By John Dillon
The head of a pipeline company targeted by voters at town meeting says he’s disappointed in the results.
Twenty-nine towns approved non-binding resolutions against using an existing pipeline to carry tar sands oil across northern Vermont for export via Portland, Maine.
Larry Wilson, the chief executive of the Portland Pipe Line Corp., said in a prepared statement:
“We are disappointed that certain towns have adopted resolutions opposing the possible future transport of oil sands-derived crude oil through our pipelines, but the men and women of our company will continue to operate our award-winning pipeline system with the same level of operational excellence and commitment to safety and environmental protection that has been our legacy for more than seven decades.”
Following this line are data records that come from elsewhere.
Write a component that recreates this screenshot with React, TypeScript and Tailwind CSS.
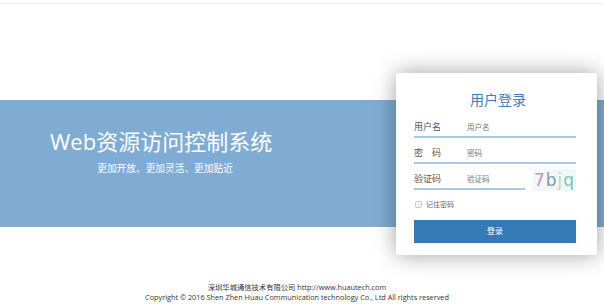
import React from "react";

const cjk = { fontFamily: '"Open Sans", "Noto Sans CJK SC", sans-serif' };

export default function App() {
  return (
    <div className="w-[604px] h-[304px] bg-white overflow-hidden flex flex-col" style={cjk}>
      <div className="h-[1px] mt-[3px] bg-[#f0f0f0]" />
      <div className="h-[96px]" />
      <div className="h-[127px] bg-[#80acd4] flex items-center justify-between">
        <div className="self-start pt-[28px] pl-[50px] flex flex-col items-center">
          <div className="text-[22px] leading-[26px] text-white font-normal">Web资源访问控制系统</div>
          <div className="text-[9.7px] leading-[14px] text-white mt-[8px] ml-[8px]">更加开放、更加灵活、更加贴近</div>
        </div>
        <div className="w-[201px] h-[182px] shrink-0 mr-[7px] bg-white rounded-[3px] shadow-[0_0_22px_rgba(0,0,0,0.38)] px-[18px] pt-[17px] flex flex-col">
          <div className="text-center text-[14px] leading-[20px] text-[#3b7dc1] ml-[3px]">用户登录</div>
          <div className="h-[2px]" />
          <div className="h-[26px] flex items-end pb-[3px] border-b-2 border-[#abc9e4] w-[162px]">
            <span className="w-[53px] text-[9px] leading-[12px] text-[#555]">用户名</span>
            <span className="text-[7.5px] leading-[12px] text-[#777]">用户名</span>
          </div>
          <div className="h-[26px] flex items-end pb-[3px] border-b-2 border-[#abc9e4] w-[162px]">
            <span className="w-[53px] text-[9px] leading-[12px] text-[#555] whitespace-pre">{"密　码"}</span>
            <span className="text-[7.5px] leading-[12px] text-[#777]">密码</span>
          </div>
          <div className="flex items-end justify-between w-[162px]">
            <div className="h-[26px] w-[111px] flex items-end pb-[3px] border-b-2 border-[#abc9e4]">
              <span className="w-[53px] text-[9px] leading-[12px] text-[#555]">验证码</span>
              <span className="text-[7.5px] leading-[12px] text-[#777]">验证码</span>
            </div>
            <div
              className="w-[43px] h-[22px] bg-[#f1f8fa] flex items-center justify-center text-[17px] leading-[22px] tracking-[1px] mb-[-1px]"
              style={{ fontFamily: '"DejaVu Sans", sans-serif' }}
            >
              <span className="text-[#cc8fb5]">7</span>
              <span className="text-[#7f9ba9]">b</span>
              <span className="text-[#ccd6a2]">j</span>
              <span className="text-[#7cc3bb]">q</span>
            </div>
          </div>
          <div className="flex items-center mt-[10px] h-[10px]">
            <span className="w-[7px] h-[7px] rounded-[1.5px] border border-[#c8c8c8] bg-[#f4f4f4] ml-[1px]" />
            <span className="ml-[4px] text-[7px] leading-[10px] text-[#666]">记住密码</span>
          </div>
          <div className="mt-[10px] h-[23px] w-[162px] bg-[#337ab7] flex items-center justify-center text-white text-[8px] leading-[10px]">
            登录
          </div>
        </div>
      </div>
      <div className="mt-[55px] flex flex-col items-center text-[#333] text-[7.3px] leading-[10px] pr-[10px]">
        <div>深圳华城通信技术有限公司 http://www.huautech.com</div>
        <div>Copyright © 2016 Shen Zhen Huau Communication technology Co., Ltd All rights reserved</div>
      </div>
    </div>
  );
}
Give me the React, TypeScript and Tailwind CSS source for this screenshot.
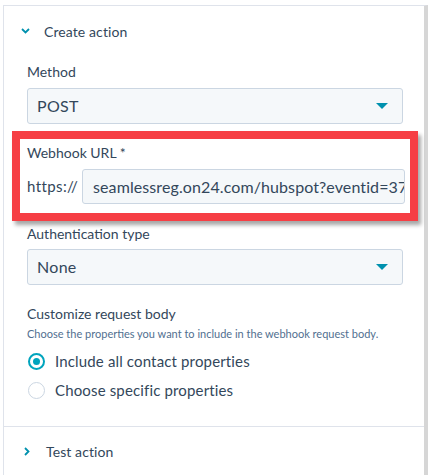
import React from 'react';

const font = { fontFamily: 'Lato, "Open Sans", sans-serif' };

function Caret() {
  return (
    <svg width="12" height="6" viewBox="0 0 12 6" className="shrink-0">
      <path d="M0 0 L12 0 L6 6 Z" fill="#0091ae" />
    </svg>
  );
}

function Select({ value }: { value: string }) {
  return (
    <div className="flex h-[36px] w-[376px] items-center justify-between rounded-[3px] border border-[#cbd6e2] bg-[#f5f8fa] pl-[9px] pr-[14px] text-[16px] tracking-[0.3px] text-[#33475b]">
      <span>{value}</span>
      <Caret />
    </div>
  );
}

function Radio({ checked, label }: { checked?: boolean; label: string }) {
  return (
    <label className="flex h-[24px] items-center gap-[10px]">
      <span
        className={
          checked
            ? 'flex h-[17px] w-[17px] items-center justify-center rounded-full border-2 border-[#00a4bd] bg-white'
            : 'h-[17px] w-[17px] rounded-full border border-[#cbd6e2] bg-white'
        }
      >
        {checked && <span className="h-[7px] w-[7px] rounded-full bg-[#00a4bd]" />}
      </span>
      <span className="text-[15px] tracking-[0.15px] text-[#33475b]">{label}</span>
    </label>
  );
}

export default function App() {
  return (
    <div className="h-[476px] w-[431px] overflow-hidden bg-white pl-[3px] pt-[5px]" style={font}>
      <div className="w-[425px] border-l border-t border-r-4 border-l-[#dfe3eb] border-t-[#dfe3eb] border-r-[#d6d6d6]">
        {/* Create action header */}
        <div className="flex h-[50px] items-center gap-[14px] pl-[17px] text-[14px] tracking-[0.1px] text-[#33475b]">
          <svg width="9" height="6" viewBox="0 0 9 6">
            <path d="M1 1 L4.5 4.5 L8 1" fill="none" stroke="#0091ae" strokeWidth="1.8" />
          </svg>
          <span>Create action</span>
        </div>

        <div className="pl-[23px] pr-[21px]">
          <div className="mt-[6px] text-[14px] leading-[20px] text-[#33475b]">Method</div>
          <div className="mt-[6px]">
            <Select value="POST" />
          </div>

          {/* Webhook URL, highlighted */}
          <div className="-mx-[15px] mt-[7px] border-8 border-[#f63e44] pb-[9px] pl-[7px] pr-[5px] pt-[4px] shadow-[3px_4px_4px_rgba(0,0,0,0.35)]">
            <div className="text-[14px] leading-[20px] text-[#33475b]">Webhook URL *</div>
            <div className="mt-[6px] flex items-center gap-[7px]">
              <span className="w-[48px] text-[15px] tracking-[0.4px] text-[#33475b]">https://</span>
              <div className="flex h-[35px] flex-1 items-center overflow-hidden whitespace-nowrap rounded-[3px] border border-[#cbd6e2] bg-[#f5f8fa] pl-[10px] text-[16px] tracking-[0.1px] text-[#33475b]">
                seamlessreg.on24.com/hubspot?eventid=3727
              </div>
            </div>
          </div>

          <div className="mt-[3px] text-[14px] leading-[20px] text-[#33475b]">Authentication type</div>
          <div className="mt-[5px]">
            <Select value="None" />
          </div>

          <div className="mt-[19px] text-[14px] leading-[20px] text-[#33475b]">Customize request body</div>
          <div className="mt-[2px] text-[11px] leading-[16px] text-[#516f90]">
            Choose the properties you want to include in the webhook request body.
          </div>
          <div className="ml-[1px] mt-[7px] flex flex-col gap-[5px]">
            <Radio checked label="Include all contact properties" />
            <Radio label="Choose specific properties" />
          </div>
        </div>

        <div className="mt-[24px] border-t border-[#dfe3eb]" />

        {/* Test action header */}
        <div className="flex h-[48px] items-center gap-[16px] pl-[20px] text-[14px] tracking-[0.1px] text-[#33475b]">
          <svg width="6" height="9" viewBox="0 0 6 9">
            <path d="M1 1 L4.5 4.5 L1 8" fill="none" stroke="#0091ae" strokeWidth="1.8" />
          </svg>
          <span>Test action</span>
        </div>
      </div>
    </div>
  );
}
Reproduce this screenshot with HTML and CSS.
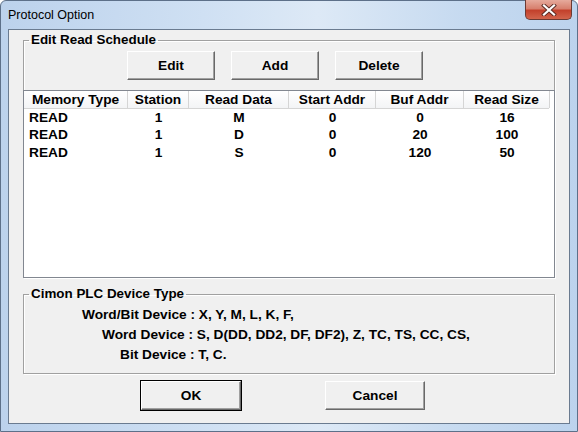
FILE: index.html
```html
<!DOCTYPE html>
<html lang="en">
<head>
<meta charset="UTF-8">
<title>Protocol Option</title>
<link rel="stylesheet" href="styles.css">
</head>
<body>

<div class="window">
    <div class="titlebar">
        <span class="title">Protocol Option</span>
        <div class="close">
            <svg width="16" height="12" viewBox="0 0 16 12">
                <path d="M3 1.5 L13 10.5 M13 1.5 L3 10.5" stroke="#5a2a22" stroke-width="4" stroke-linecap="square"/>
                <path d="M3 1.5 L13 10.5 M13 1.5 L3 10.5" stroke="#fff" stroke-width="2.2" stroke-linecap="square"/>
            </svg>
        </div>
    </div>

    <div class="client">
        <fieldset class="group schedule">
            <legend>Edit Read Schedule</legend>
            <div class="toolbar">
                <button class="btn">Edit</button>
                <button class="btn">Add</button>
                <button class="btn">Delete</button>
            </div>
            <div class="listview">
                <div class="row head">
                    <span>Memory Type</span><span>Station</span><span>Read Data</span>
                    <span>Start Addr</span><span>Buf Addr</span><span>Read Size</span>
                </div>
                <div class="row">
                    <span>READ</span><span>1</span><span>M</span><span>0</span><span>0</span><span>16</span>
                </div>
                <div class="row">
                    <span>READ</span><span>1</span><span>D</span><span>0</span><span>20</span><span>100</span>
                </div>
                <div class="row">
                    <span>READ</span><span>1</span><span>S</span><span>0</span><span>120</span><span>50</span>
                </div>
            </div>
        </fieldset>

        <fieldset class="group devices">
            <legend>Cimon PLC Device Type</legend>
            <p class="dev d1">Word/Bit Device : X, Y, M, L, K, F,</p>
            <p class="dev d2">Word Device : S, D(DD, DD2, DF, DF2), Z, TC, TS, CC, CS,</p>
            <p class="dev d3">Bit Device : T, C.</p>
        </fieldset>

        <div class="actions">
            <button class="btn wide default">OK</button>
            <button class="btn wide">Cancel</button>
        </div>
    </div>
</div>

</body>
</html>
```

FILE: styles.css
```css
/* ─── Layout ─────────────────────────────────────────────────── */
*{box-sizing:border-box;margin:0}
body{
    margin:0;
    font-family:"Liberation Sans",Arial,sans-serif;
    background:#fff;
}

/* ─── Window frame ───────────────────────────────────────────── */
.window{
    width:578px;height:432px;
    display:flex;flex-direction:column;
    padding:0 7px 7px 7px;
    background:linear-gradient(90deg,#bcd2ec 0%,#cfe0f3 35%,#dde9f6 55%,#c6daf0 80%,#bcd3ed 100%);
    border:1px solid #5d7089;border-radius:6px 6px 0 0;
}
.titlebar{
    height:28px;flex:none;
    display:flex;align-items:flex-start;
}
.title{
    font-size:12.5px;color:#000;
    margin:7px 0 0 0;
}
.close{
    margin-left:auto;margin-right:-2px;margin-top:-1px;
    width:47px;height:20px;
    display:flex;align-items:center;justify-content:center;
    border:1px solid #6b3a33;border-top:none;border-radius:0 0 5px 5px;
    background:linear-gradient(#e6aa9c 0%,#d7806e 45%,#c3412c 55%,#d2644c 100%);
}

/* ─── Client area ────────────────────────────────────────────── */
.client{
    flex:1;
    background:#f0f0f0;
    border:1px solid #6a7b90;
    padding:0 14px;
    display:flex;flex-direction:column;
    font-weight:bold;font-size:13.7px;color:#000;
}

.group{
    border:1px solid #a0a0a0;
    box-shadow:1px 1px 0 #fff,inset 1px 1px 0 #fff;
    padding:0;min-width:0;
}
.group legend{
    margin-left:5px;padding:0 2px;
    line-height:16px;font-size:13.4px;
}
.schedule{margin-top:2px}

/* ─── Buttons ────────────────────────────────────────────────── */
.toolbar{
    display:flex;gap:16px;
    padding:3px 0 0 103px;
}
.btn{
    font:bold 13.7px "Liberation Sans",Arial,sans-serif;color:#000;
    width:88px;height:29px;
    background:#f0f0f0;
    border:1px solid;border-color:#fff #696969 #696969 #fff;
    box-shadow:inset -1px -1px 0 #a0a0a0;
    padding:0;
}
.btn.wide{width:100px}
.btn.default{outline:1px solid #000}

/* ─── List view ──────────────────────────────────────────────── */
.listview{
    margin:10px -1px -1px -1px;
    height:188px;
    background:#fff;
    border:1px solid #828790;
}
.row{
    display:grid;
    grid-template-columns:104px 61px 100px 87px 88px 86px;
    height:17.4px;line-height:17.4px;
}
.row span{text-align:center}
.row span:first-child{text-align:left;padding-left:5px}
.row.head{
    height:18px;line-height:17px;
    width:525px;
    background:linear-gradient(#ffffff,#f3f4f6);
    border-bottom:1px solid #d5d5d5;
}
.row.head span{
    text-align:center;padding:0;
    border-right:1px solid #d5d5d5;
}

/* ─── Device types ───────────────────────────────────────────── */
.devices{
    margin-top:8px;
    padding:3px 0 8px 0;
}
.dev{line-height:20px;white-space:nowrap}
.d1{padding-left:58px}
.d2{padding-left:78px}
.d3{padding-left:96px}

.actions{
    display:flex;gap:84px;
    padding:7px 0 0 118px;
}
```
None of the 10 towns in the Northeast Kingdom traversed by the pipeline considered the resolution. Wilson reiterated that his company has no current plans to reverse the flow of the line to carry the heavy crude from western Canada.
“But should market demands prompt us to consider a reversal in the future, we will communicate our plans openly with pipeline neighbors, the public and the appropriate regulatory authorities,” he said.
Environmentalists are concerned about possible spills if the pipeline carries the heavier, more abrasive tar sands oil. They say extracting the tar sands oil from the ground releases three to five times more greenhouse gases than conventional drilling.